Lorsque le CDI se met en place au collège Leo Larguier, c’est une totale innovation. Etre en zone ZEP aussi ! Le CDI est une curiosité, et, comme le disait à l’époque mon ami Yves, attaché d’intendance, « on touche en plus un spécialiste ». Le spécialiste c’était moi, ce qui dans son esprit était sans doute une garantie d’efficacité, mais le pauvre ne se rendait pas compte du genre de scie à intendance que j’allais devenir rapidement, et qu’il eut à supporter pendant vingt ans !! C’est lui qui me surnomma « le mange budget », un jour de colère. Certes mais que pouvais-je faire d’autre ?? Pourtant, ces attrapades régulières favorisèrent en fin de compte l’amitié et je crois que la nôtre fut et reste solide.

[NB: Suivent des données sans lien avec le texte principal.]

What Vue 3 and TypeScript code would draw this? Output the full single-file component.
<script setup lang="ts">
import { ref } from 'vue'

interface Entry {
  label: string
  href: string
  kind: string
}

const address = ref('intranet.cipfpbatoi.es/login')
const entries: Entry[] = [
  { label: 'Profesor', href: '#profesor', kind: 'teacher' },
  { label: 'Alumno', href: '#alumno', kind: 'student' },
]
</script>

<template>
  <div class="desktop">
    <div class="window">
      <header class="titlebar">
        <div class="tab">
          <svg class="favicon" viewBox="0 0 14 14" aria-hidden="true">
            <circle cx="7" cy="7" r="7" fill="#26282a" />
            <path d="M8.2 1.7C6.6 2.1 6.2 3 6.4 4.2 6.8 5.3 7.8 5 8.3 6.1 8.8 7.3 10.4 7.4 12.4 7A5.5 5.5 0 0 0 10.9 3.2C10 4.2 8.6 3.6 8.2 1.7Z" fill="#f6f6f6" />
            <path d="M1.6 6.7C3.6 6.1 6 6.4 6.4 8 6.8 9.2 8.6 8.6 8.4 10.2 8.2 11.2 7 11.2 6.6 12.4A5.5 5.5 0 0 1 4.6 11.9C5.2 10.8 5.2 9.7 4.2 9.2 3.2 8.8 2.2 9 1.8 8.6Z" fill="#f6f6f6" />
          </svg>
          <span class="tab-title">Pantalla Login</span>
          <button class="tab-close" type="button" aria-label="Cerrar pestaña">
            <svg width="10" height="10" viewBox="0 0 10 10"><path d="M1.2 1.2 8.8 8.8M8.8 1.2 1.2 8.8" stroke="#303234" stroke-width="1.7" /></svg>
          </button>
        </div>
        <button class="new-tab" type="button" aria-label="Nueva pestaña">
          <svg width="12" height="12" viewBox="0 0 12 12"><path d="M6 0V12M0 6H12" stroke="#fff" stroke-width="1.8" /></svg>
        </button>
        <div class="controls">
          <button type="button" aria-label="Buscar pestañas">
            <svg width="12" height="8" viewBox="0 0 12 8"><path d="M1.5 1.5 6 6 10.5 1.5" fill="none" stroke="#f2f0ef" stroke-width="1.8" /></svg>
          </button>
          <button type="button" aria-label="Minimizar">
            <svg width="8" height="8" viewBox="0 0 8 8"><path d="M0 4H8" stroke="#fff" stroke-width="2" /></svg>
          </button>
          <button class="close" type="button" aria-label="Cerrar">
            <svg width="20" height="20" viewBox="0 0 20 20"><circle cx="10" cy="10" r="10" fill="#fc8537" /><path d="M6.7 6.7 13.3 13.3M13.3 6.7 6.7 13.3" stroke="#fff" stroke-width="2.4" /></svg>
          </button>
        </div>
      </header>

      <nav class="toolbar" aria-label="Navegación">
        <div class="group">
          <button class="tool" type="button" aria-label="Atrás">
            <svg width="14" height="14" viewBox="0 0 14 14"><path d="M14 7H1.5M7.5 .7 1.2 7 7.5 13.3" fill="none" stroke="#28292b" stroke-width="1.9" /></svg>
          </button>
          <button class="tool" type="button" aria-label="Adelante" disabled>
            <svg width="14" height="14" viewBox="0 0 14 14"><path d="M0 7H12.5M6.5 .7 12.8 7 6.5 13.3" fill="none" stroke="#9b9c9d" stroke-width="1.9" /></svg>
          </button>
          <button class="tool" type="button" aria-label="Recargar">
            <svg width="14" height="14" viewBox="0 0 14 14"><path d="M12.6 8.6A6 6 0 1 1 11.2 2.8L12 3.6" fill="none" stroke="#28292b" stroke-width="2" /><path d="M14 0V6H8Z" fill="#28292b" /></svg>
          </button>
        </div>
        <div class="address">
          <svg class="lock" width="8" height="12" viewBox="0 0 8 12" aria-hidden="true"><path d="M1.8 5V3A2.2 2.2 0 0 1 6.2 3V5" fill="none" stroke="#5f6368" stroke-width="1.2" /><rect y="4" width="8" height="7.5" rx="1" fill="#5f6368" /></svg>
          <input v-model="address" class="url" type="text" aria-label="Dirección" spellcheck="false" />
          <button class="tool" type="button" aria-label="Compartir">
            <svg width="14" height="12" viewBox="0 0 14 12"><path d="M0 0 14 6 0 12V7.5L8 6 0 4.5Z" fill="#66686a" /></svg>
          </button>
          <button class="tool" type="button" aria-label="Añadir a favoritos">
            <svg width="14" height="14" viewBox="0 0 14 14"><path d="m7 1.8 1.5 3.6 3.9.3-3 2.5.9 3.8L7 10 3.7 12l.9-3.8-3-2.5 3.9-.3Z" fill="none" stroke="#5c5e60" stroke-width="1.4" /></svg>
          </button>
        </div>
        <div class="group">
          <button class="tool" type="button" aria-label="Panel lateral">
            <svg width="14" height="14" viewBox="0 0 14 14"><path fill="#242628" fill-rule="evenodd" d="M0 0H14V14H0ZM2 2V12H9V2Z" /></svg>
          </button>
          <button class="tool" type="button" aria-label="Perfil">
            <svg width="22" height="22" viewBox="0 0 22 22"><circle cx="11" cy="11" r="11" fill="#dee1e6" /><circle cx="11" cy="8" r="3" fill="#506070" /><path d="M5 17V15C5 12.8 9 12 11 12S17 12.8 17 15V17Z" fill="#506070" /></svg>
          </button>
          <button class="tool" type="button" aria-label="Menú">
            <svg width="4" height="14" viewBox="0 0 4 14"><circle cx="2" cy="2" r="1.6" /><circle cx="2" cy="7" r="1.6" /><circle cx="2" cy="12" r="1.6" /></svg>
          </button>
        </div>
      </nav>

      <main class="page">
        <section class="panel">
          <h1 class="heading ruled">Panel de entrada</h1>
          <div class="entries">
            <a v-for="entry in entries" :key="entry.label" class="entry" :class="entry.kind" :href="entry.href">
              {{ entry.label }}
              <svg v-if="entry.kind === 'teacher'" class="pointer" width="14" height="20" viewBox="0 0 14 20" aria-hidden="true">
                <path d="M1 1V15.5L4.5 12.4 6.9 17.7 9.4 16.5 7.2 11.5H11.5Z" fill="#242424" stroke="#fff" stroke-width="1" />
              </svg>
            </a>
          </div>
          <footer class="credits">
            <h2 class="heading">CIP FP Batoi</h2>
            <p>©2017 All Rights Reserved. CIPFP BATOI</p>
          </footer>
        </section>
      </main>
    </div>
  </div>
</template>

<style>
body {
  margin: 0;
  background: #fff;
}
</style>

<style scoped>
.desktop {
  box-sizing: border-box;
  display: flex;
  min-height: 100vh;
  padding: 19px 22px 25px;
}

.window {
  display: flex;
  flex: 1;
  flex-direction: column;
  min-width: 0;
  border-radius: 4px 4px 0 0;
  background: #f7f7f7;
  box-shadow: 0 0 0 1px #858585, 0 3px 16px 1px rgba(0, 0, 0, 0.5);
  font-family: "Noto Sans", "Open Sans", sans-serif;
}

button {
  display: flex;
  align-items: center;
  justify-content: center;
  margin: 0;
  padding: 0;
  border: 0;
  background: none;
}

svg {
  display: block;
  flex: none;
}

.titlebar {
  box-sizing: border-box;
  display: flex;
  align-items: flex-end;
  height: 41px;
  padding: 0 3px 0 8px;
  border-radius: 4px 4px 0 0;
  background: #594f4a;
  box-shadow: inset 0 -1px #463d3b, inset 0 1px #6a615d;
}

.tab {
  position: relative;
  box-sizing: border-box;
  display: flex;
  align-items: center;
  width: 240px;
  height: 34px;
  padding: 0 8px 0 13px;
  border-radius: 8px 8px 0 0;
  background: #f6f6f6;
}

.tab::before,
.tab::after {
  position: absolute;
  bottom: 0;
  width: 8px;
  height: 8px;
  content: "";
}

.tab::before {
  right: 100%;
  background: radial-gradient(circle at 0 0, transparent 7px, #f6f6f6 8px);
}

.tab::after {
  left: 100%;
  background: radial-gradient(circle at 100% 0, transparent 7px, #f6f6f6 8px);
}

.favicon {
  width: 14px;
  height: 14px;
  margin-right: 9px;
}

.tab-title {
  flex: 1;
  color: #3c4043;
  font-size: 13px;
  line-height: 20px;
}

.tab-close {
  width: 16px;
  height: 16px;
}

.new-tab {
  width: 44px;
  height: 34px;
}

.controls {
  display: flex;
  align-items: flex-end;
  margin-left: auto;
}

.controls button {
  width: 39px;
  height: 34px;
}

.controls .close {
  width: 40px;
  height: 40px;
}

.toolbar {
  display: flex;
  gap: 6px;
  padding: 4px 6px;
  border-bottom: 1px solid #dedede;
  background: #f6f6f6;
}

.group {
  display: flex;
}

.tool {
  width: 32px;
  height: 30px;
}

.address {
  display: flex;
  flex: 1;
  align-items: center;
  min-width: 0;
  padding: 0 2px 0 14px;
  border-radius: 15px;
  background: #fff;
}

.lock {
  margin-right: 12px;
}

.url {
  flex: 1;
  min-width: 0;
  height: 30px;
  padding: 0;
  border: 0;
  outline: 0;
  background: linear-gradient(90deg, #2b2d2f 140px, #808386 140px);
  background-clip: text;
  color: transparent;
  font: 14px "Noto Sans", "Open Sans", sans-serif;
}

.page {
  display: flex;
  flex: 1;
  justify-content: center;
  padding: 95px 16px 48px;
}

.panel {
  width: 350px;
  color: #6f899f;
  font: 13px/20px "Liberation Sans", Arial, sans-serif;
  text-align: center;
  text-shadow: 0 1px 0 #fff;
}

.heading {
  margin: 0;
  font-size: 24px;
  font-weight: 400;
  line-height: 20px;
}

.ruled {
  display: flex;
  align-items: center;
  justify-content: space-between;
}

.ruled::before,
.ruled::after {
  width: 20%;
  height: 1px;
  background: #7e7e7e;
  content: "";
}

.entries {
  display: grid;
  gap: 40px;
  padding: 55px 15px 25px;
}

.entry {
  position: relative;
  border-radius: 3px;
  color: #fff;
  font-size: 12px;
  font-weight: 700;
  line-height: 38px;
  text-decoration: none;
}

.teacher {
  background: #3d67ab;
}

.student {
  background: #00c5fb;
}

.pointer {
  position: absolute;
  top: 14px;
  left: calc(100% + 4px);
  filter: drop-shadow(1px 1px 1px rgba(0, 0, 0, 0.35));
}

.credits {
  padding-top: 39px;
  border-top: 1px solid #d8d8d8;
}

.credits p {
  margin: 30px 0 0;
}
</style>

Le collège avait été classé en zone ZEP parmi les premiers qui le furent dans l’Académie, parce qu’il y avait une très forte proportion d’élèves venus des nombreuses familles harkis implantées sur la commune et dans le canton. Mais en fait, la population grand’combienne réalise, depuis la fondation de la commune en 1852, par la Compagnie des Mines qui porte son nom, un véritable melting-pot d’ethnies et de nationalités diverses. On ne peut pas comprendre ce collège, ni présenter ses élèves sans dire un mot de la population locale dont ils sont évidemment issus.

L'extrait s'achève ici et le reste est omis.